During this time of booming energy prices, food prices and housing prices, the average wage remained almost flat, resulting in steep declines in real income. In short, daddy went from cashing a growing power check to cashing a shrinking sickly check. Factory workers referred to their pay as "my weakly check." White-collar workers and middle-level executives coined the term "my semi-monthly insult."

A big recession didn't help matters, as Main Street went through the successive emotions of shock, disbelief, anger, resentment and eventually to outright defeatism. In 1976, real estate mogul Harry Helmsley broke down at work, crying, "I can't move my buildings out of New York!"

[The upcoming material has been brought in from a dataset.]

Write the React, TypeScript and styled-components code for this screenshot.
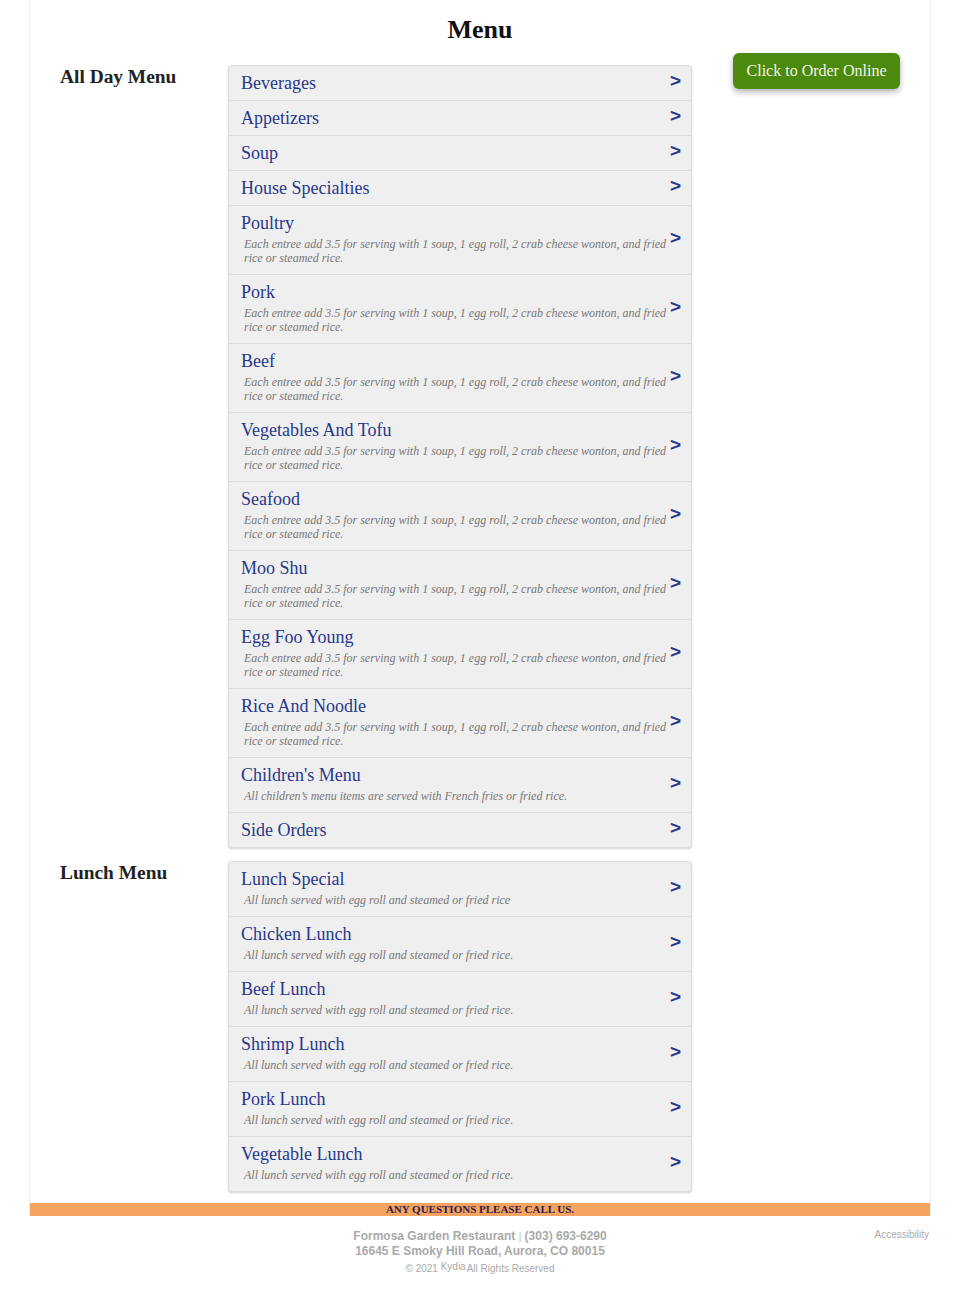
import styled, { createGlobalStyle } from "styled-components"

const GlobalStyle = createGlobalStyle`
    html, body {
        margin: 0;
        padding: 0;
        background: #fff;
    }
    body {
        font-family: "Liberation Serif", "Times New Roman", serif;
        color: #222;
    }
`

type Item = { name: string; note?: string }

const ENTREE = "Each entree add 3.5 for serving with 1 soup, 1 egg roll, 2 crab cheese wonton, and fried rice or steamed rice."
const LUNCH = "All lunch served with egg roll and steamed or fried rice."

const allDay: Item[] = [
    { name: "Beverages" },
    { name: "Appetizers" },
    { name: "Soup" },
    { name: "House Specialties" },
    { name: "Poultry", note: ENTREE },
    { name: "Pork", note: ENTREE },
    { name: "Beef", note: ENTREE },
    { name: "Vegetables And Tofu", note: ENTREE },
    { name: "Seafood", note: ENTREE },
    { name: "Moo Shu", note: ENTREE },
    { name: "Egg Foo Young", note: ENTREE },
    { name: "Rice And Noodle", note: ENTREE },
    { name: "Children's Menu", note: "All children’s menu items are served with French fries or fried rice." },
    { name: "Side Orders" },
]

const lunch: Item[] = [
    { name: "Lunch Special", note: "All lunch served with egg roll and steamed or fried rice" },
    { name: "Chicken Lunch", note: LUNCH },
    { name: "Beef Lunch", note: LUNCH },
    { name: "Shrimp Lunch", note: LUNCH },
    { name: "Pork Lunch", note: LUNCH },
    { name: "Vegetable Lunch", note: LUNCH },
]

function MenuList({ items }: { items: Item[] }) {
    return (
        <ListBox>
            {items.map((it) => (
                <Row key={it.name}>
                    <RowText>
                        <RowTitle>{it.name}</RowTitle>
                        {it.note && <RowNote>{it.note}</RowNote>}
                    </RowText>
                    <Arrow>&gt;</Arrow>
                </Row>
            ))}
        </ListBox>
    )
}

export default function App() {
    return (
        <>
            <GlobalStyle />
            <Page>
                <Title>Menu</Title>
                <Body>
                    <Sections>
                        <Section>
                            <SectionHeading>All Day Menu</SectionHeading>
                            <MenuList items={allDay} />
                        </Section>
                        <Section>
                            <SectionHeading>Lunch Menu</SectionHeading>
                            <MenuList items={lunch} />
                        </Section>
                    </Sections>
                    <Aside>
                        <OrderButton>Click to Order Online</OrderButton>
                    </Aside>
                </Body>
                <CallBar>ANY QUESTIONS PLEASE CALL US.</CallBar>
            </Page>
            <Footer>
                <span />
                <FooterInfo>
                    <FooterLine>
                        Formosa Garden Restaurant <Pipe>|</Pipe> (303) 693-6290
                    </FooterLine>
                    <FooterLine>16645 E Smoky Hill Road, Aurora, CO 80015</FooterLine>
                    <Copyright>
                        © 2021 <Kydia>Kydia</Kydia>All Rights Reserved
                    </Copyright>
                </FooterInfo>
                <Accessibility>Accessibility</Accessibility>
            </Footer>
        </>
    )
}

const Page = styled.div`
    width: 900px;
    margin: 0 auto;
    border-left: 1px solid #f1f1f1;
    border-right: 1px solid #f1f1f1;
`

const Title = styled.h1`
    margin: 0 0 8px;
    padding-top: 15px;
    font-size: 26px;
    line-height: 30px;
    font-weight: bold;
    text-align: center;
    color: #111;
`

const Body = styled.div`
    display: flex;
    align-items: flex-start;
    padding: 0 30px 0 30px;
`

const Sections = styled.div`
    display: flex;
    flex-direction: column;
    gap: 13px;
    padding-top: 12px;
    padding-bottom: 11px;
`

const Section = styled.section`
    display: grid;
    grid-template-columns: 168px 464px;
    align-items: start;
`

const SectionHeading = styled.h2`
    margin: 1px 0 0;
    font-size: 19.4px;
    line-height: 22px;
    font-weight: bold;
    color: #222;
`

const ListBox = styled.div`
    background: #efefef;
    border: 1px solid #dedede;
    border-radius: 4px;
    box-shadow: 0 1px 2px rgba(0, 0, 0, 0.18);
    overflow: hidden;
`

const Row = styled.div`
    display: flex;
    align-items: center;
    padding: 6px 9px 6px 12px;
    & + & {
        border-top: 1px solid #dcdcdc;
    }
`

const RowText = styled.div`
    flex: 1;
    min-width: 0;
`

const RowTitle = styled.div`
    font-size: 18px;
    line-height: 22px;
    color: #28388c;
`

const RowNote = styled.div`
    margin: 3px 0;
    padding-left: 3px;
    font-size: 12px;
    line-height: 14px;
    font-style: italic;
    color: #777;
`

const Arrow = styled.span`
    flex: none;
    width: 12px;
    margin-top: -5px;
    margin-left: 2px;
    font-family: "Liberation Sans", Arial, sans-serif;
    font-weight: bold;
    font-size: 19px;
    line-height: 22px;
    color: #28388c;
`

const Aside = styled.div`
    flex: 1;
    display: flex;
    justify-content: flex-end;
`

const OrderButton = styled.button`
    width: 167px;
    height: 36px;
    padding: 0;
    border: none;
    border-radius: 6px;
    background: #4b8a0c;
    color: #f4f4ea;
    font-family: "Liberation Serif", "Times New Roman", serif;
    font-size: 16px;
    box-shadow: 0 3px 6px rgba(0, 0, 0, 0.3);
    cursor: pointer;
`

const CallBar = styled.div`
    background: #f4a460;
    text-align: center;
    font-size: 11px;
    line-height: 13px;
    font-weight: bold;
    color: #2e1d4d;
`

const Footer = styled.footer`
    width: 902px;
    margin: 0 auto;
    display: grid;
    grid-template-columns: 1fr auto 1fr;
    padding-top: 13px;
    font-family: "Liberation Sans", Arial, sans-serif;
    color: #aaa;
`

const FooterInfo = styled.div`
    text-align: center;
`

const FooterLine = styled.div`
    font-size: 12px;
    line-height: 14px;
    font-weight: bold;
`

const Pipe = styled.span`
    font-size: 10px;
    font-weight: normal;
    color: #bbb;
`

const Copyright = styled.div`
    margin-top: 2px;
    font-size: 10px;
    line-height: 14px;
    color: #aaa;
`

const Kydia = styled.span`
    font-size: 10px;
    vertical-align: 2px;
    margin-right: 1px;
`

const Accessibility = styled.div`
    justify-self: end;
    margin-right: 2px;
    font-size: 10px;
    line-height: 12px;
    color: #aaa;
`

Hope seemed lost as three Presidents seemed out to sea in dealing with a struggling economy. Nixon avoided the unpleasant task of confronting the issue by running off to China and then resigning before he got himself impeached. President Ford created so much ill will pardoning Nixon that he had little political capital to spend on the economy. President Carter was so overwhelmed by the office that failed to do anything about the economy other than work his worry beads while complaining about the nation's "malaise." Interest rates and inflation soared into a perfect storm called "stagflation." Wall Street and Main Street danced together in a misery exemplified the screaming voice of Janis Joplin.

Then in 1981, Ronald Reagan rode out of the West to save us. Borrowing money like Franklin Roosevelt, Reagan built condos, increased defense spending, ran up a big deficit, created confidence on Main Street and, in the process, destroyed Carter's stagflation and malaise, along with the Soviet Empire. He set the country off into an unparalleled 20-year period of prosperity which was effectively managed by Presidents George H.W. Bush and Bill Clinton.

But now the Reagan-Bush-Clinton prosperity is gone. Prices are rising. Wages are flat. Real income is going down. The word "stagflation" is being whispered about by economists. Good jobs are being outsourced to China and India. Major U.S. industries (think airline, auto, steel) are nearing bankruptcy. Over 40% of Americans have no health insurance. Medicaid is breaking city and state budgets. Social Security and Medicare are headed toward bankruptcy. The Federal Pension Guarantee Fund is so far under water, it may never be seen again. We have run up unsustainable Federal deficits and huge trade deficits which threaten the health of the American dollar.

Is President Bush going to leave us in Carter-like stagflation and malaise?

He will if any three of the following storms merge:

1. The federal deficit increases

2. The trade deficit widens

3. China and India stop buying American Treasury Bonds

4. The U.S. housing bubble bursts

5. Medicaid and Medicare remain insolvent

6. Social Security continues on its downward financial spiral

7. Corporations stop offering pensions to employees

8. Corporations stop offering health insurance to employees

9. Wal-Mart becomes the living standard for the nation

My guess?

We will elect another President or two who have no grasp of economic matters and fall into a Jimmy Carter malaise. Then, when things look really bleak, some unknown will again ride out of the West to lead us back to the promised land.